Contact information:
helen.young at

Video Games as Public History: Archives, Empathy and Affinity

by Abbie Hartman, Rowan Tulloch, Helen Young


Videogames are a common way that members of the general public engage with historical material. This article argues that historical videogames can and should be considered as a new and significant form of public history. Public history occurs outside formal learning contexts, involves the general public, is participatory and straddles history and heritage. Gaming embodies these qualities, offering the player a chance to explore the past in immersive and engaging ways, and for substantial periods of time as they play and re-play. Drawing on game studies, public history studies and education theory, this article offers a theoretical framework for understanding games as public history through three key concepts: the interactive archive; historical empathy; and affinity spaces. It takes Ubisoft Montpellier’s Valiant Hearts: The Great War (Ubisoft, 2014) as an illustrative case study. We explore why it has been highly acclaimed as an example of a ‘good’ historical game by both academic and popular sources, and what can be learned about the public reception of historical material from this. We argue that although Valiant Hearts is unconventional in its representation of war, its play mechanics build on established gaming conventions and, as a result, it is a valuable illustration of the affordances of videogames as public history practice. This article aims to enable public historians to understand the significance and nature of an under-analysed medium, and to offer game scholars tools for understanding the broader context of historical games as public practices of history-making.
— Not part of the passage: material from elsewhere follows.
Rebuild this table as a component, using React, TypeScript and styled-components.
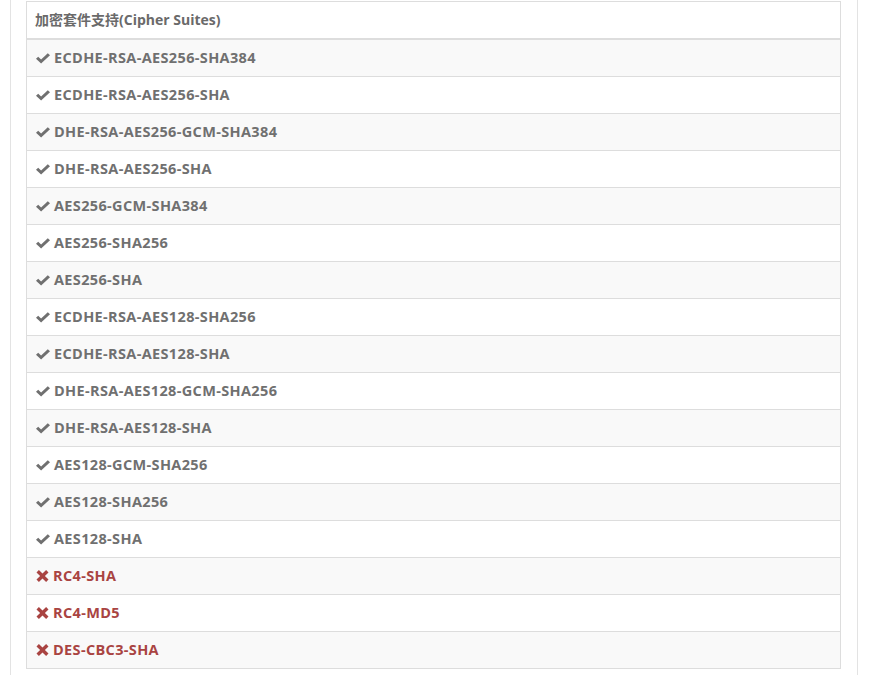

Keywords: public history, interactive archive, affinity space, historical empathy, World War One



In early April 2018, a minor, but telling, controversy erupted within and around the defence forces veterans’ organization the Returned and Services League of Australia (RSL). The Castle Hill branch of the RSL Club advertised a tournament for the videogame Call of Duty to be hosted at the club on May 8th. The tournament, to be run by a local eSports league, offered cash and prizes for winning players and was part of a regular set of eSports competitions held year-round nationwide. However, the proximity to Australia’s national day of remembrance -- ANZAC Day on the 25th of April -- and the RSL club venue led to a number of reported complaints and, in turn, the intervention of the state government’s Minister for Veterans' Affairs, David Elliot. Elliot stated that, while he had not played the game personally, he believed such a competition was "distasteful" and "inappropriate” and that “promoting war as entertainment a week after Anzac Day, in front of veterans and war widows is probably just stepping over the line” (Kennedy & Kontominas, 2018). Elliot’s comments reflect wider concerns around the commodification and trivialisation of significant, tragic, historical events through their representation in videogames. The tournament was swiftly cancelled by the RSL with apologies and promises that such a thing would not happen again.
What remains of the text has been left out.